EXERCISE BRIEF:
Look through the material below. Copy every line with the string "styles" in it.

+++ STORED RECORDS +++

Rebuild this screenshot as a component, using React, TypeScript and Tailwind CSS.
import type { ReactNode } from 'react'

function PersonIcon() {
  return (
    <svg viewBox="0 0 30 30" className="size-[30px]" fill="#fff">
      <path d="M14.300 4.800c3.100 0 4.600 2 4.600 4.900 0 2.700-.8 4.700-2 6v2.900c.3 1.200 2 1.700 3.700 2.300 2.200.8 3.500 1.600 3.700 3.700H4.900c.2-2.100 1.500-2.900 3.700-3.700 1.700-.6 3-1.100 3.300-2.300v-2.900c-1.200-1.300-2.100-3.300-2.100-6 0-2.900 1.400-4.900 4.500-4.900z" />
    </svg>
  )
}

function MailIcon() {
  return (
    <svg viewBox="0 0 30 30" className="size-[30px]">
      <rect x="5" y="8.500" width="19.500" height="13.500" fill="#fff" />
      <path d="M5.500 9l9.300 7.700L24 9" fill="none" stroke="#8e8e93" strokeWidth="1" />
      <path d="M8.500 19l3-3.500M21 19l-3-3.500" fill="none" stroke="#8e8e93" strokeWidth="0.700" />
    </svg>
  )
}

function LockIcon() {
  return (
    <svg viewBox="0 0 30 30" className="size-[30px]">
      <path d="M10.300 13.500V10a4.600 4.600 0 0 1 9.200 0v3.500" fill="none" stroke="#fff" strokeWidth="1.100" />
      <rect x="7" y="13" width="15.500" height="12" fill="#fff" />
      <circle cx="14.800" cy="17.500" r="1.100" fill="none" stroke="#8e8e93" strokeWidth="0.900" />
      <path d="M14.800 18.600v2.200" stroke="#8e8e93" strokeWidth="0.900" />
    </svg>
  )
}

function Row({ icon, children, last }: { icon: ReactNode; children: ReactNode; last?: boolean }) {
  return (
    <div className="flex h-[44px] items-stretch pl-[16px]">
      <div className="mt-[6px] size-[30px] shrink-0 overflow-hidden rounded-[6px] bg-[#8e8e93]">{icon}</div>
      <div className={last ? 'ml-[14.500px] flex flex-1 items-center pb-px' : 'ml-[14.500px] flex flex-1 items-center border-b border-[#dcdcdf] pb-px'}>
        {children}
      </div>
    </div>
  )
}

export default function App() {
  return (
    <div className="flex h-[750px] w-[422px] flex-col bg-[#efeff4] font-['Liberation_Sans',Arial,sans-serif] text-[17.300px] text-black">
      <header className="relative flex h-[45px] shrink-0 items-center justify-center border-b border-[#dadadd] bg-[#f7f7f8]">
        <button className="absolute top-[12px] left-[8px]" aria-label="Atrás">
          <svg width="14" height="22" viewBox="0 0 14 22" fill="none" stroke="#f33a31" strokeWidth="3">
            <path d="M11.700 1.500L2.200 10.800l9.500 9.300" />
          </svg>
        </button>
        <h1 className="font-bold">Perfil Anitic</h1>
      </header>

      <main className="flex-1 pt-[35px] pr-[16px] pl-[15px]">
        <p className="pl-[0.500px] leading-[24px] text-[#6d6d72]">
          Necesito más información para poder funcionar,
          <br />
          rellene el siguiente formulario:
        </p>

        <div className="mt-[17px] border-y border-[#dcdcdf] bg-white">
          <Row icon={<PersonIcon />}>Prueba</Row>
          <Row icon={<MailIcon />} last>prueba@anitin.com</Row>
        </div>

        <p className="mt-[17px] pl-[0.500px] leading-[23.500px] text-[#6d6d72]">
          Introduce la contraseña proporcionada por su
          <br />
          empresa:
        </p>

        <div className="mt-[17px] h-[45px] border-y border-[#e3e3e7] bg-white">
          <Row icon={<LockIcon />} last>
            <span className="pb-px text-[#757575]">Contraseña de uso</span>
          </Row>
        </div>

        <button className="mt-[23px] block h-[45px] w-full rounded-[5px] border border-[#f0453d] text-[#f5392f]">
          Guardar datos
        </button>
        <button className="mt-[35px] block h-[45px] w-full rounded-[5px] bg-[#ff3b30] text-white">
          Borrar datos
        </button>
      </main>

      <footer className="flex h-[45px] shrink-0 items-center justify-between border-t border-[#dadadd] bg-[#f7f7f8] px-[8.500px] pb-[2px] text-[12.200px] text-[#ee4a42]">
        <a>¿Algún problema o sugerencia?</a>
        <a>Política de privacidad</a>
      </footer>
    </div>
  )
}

+++
+++ STORED RECORDS +++

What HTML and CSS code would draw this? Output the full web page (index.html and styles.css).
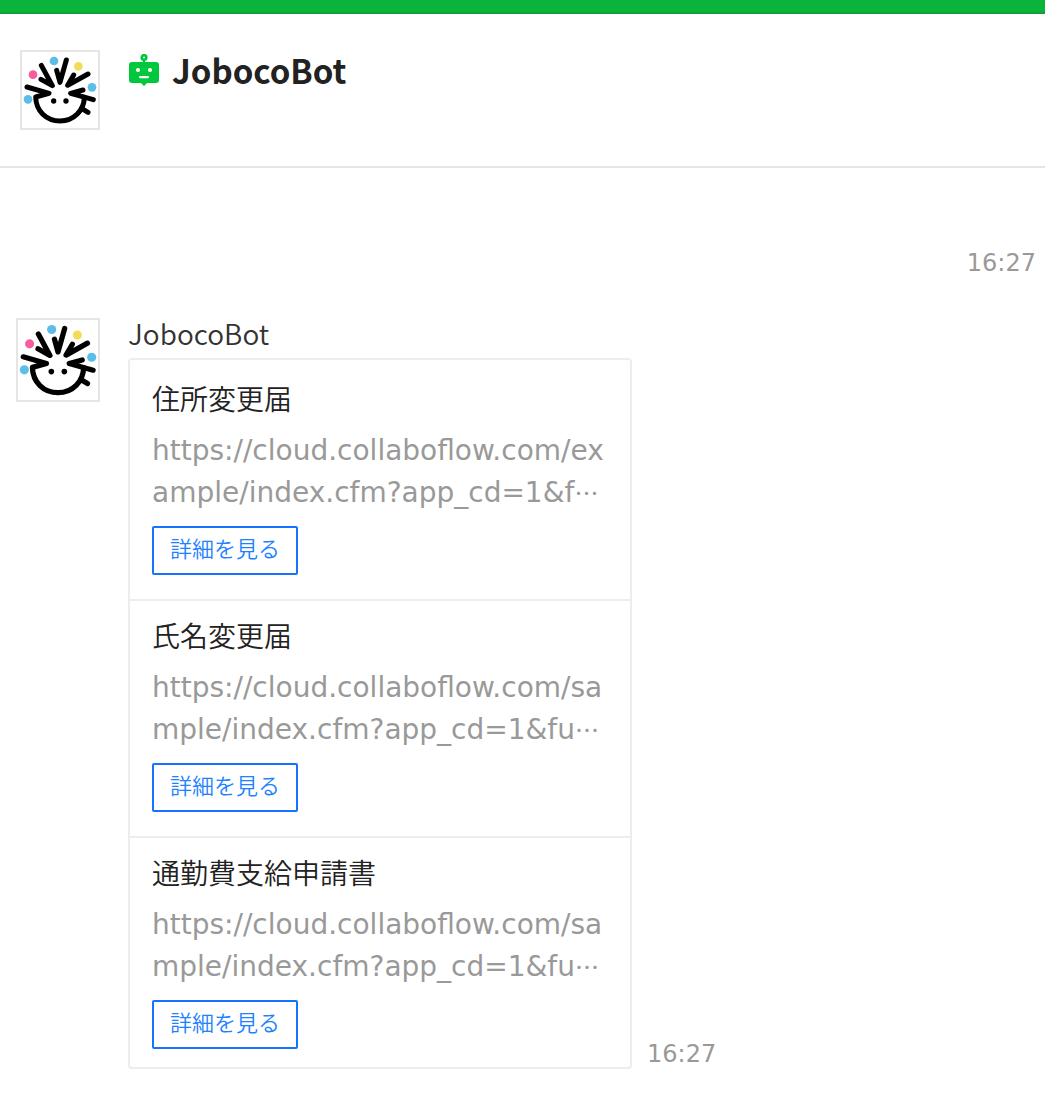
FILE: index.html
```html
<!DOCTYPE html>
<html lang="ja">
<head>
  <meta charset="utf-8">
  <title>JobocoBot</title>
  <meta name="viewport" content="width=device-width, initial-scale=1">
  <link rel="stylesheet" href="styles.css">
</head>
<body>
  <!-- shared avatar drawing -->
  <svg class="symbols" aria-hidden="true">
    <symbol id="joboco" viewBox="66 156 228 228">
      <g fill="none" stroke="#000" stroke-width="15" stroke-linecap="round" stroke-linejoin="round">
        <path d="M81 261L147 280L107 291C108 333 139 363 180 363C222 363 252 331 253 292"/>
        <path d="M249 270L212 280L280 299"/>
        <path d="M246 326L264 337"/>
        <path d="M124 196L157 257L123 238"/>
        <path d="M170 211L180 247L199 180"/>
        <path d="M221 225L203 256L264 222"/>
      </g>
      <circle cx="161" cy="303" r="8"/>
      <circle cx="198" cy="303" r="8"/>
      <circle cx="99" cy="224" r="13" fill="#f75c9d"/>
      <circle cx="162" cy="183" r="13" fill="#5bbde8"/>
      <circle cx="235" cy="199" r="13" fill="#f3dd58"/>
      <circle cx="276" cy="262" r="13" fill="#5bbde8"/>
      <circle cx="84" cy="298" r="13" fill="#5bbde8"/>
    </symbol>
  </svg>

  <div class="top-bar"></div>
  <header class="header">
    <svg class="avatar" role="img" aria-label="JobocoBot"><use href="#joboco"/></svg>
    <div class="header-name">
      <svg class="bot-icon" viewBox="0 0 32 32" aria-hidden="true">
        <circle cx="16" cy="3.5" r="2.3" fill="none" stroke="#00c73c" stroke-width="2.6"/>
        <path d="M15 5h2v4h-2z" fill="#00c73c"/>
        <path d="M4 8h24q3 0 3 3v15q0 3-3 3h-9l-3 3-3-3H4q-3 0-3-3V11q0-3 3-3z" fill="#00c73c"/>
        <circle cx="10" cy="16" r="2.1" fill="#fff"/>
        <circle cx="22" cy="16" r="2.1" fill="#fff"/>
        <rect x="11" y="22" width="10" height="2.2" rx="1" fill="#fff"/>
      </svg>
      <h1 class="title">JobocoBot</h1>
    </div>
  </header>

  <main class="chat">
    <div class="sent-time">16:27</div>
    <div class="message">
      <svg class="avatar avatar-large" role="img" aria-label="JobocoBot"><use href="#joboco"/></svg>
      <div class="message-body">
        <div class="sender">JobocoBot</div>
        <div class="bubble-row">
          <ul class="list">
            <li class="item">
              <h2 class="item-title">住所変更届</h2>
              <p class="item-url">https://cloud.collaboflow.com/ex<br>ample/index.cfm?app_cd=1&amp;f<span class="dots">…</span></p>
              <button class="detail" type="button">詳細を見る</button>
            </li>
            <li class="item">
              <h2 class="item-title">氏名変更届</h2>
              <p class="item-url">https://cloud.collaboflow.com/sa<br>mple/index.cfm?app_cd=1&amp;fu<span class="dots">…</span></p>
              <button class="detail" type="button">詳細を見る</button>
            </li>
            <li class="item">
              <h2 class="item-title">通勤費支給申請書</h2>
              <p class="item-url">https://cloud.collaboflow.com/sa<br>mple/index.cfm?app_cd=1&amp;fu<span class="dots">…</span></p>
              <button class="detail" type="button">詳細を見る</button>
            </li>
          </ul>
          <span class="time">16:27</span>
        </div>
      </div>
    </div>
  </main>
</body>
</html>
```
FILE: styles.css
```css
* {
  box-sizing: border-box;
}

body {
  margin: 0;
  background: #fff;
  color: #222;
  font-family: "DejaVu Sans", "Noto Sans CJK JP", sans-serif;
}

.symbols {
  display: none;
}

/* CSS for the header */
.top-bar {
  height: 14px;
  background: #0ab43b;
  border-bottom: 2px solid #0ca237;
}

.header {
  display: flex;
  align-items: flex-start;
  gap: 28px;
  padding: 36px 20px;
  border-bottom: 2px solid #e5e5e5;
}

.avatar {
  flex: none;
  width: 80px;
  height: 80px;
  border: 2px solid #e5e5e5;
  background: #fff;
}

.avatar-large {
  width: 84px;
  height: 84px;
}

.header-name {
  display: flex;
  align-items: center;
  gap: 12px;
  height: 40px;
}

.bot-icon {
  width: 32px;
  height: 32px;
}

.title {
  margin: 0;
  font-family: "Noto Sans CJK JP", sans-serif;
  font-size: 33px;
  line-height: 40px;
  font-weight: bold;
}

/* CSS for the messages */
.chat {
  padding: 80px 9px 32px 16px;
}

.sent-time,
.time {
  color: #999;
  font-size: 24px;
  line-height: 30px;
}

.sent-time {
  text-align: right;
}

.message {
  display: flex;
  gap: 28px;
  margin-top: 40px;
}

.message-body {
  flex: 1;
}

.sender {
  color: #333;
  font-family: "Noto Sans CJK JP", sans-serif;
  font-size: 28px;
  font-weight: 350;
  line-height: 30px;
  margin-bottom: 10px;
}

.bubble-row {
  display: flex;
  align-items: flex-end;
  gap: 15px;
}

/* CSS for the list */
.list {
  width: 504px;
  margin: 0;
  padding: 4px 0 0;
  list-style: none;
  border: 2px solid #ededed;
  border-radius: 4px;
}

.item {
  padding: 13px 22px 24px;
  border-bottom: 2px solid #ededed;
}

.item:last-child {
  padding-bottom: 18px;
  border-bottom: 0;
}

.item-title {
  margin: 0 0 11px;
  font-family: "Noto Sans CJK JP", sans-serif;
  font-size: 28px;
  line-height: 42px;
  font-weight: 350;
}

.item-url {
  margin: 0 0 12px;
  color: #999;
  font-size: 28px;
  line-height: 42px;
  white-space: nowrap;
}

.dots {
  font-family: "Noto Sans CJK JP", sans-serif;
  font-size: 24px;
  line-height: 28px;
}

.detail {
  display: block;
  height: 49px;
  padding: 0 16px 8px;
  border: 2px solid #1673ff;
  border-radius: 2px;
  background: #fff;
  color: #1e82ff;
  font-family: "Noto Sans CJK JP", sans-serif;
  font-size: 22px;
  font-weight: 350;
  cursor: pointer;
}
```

+++

RESPONSE TO THIS EXERCISE:
What HTML and CSS code would draw this? Output the full web page (index.html and styles.css).
  <link rel="stylesheet" href="styles.css">
FILE: styles.css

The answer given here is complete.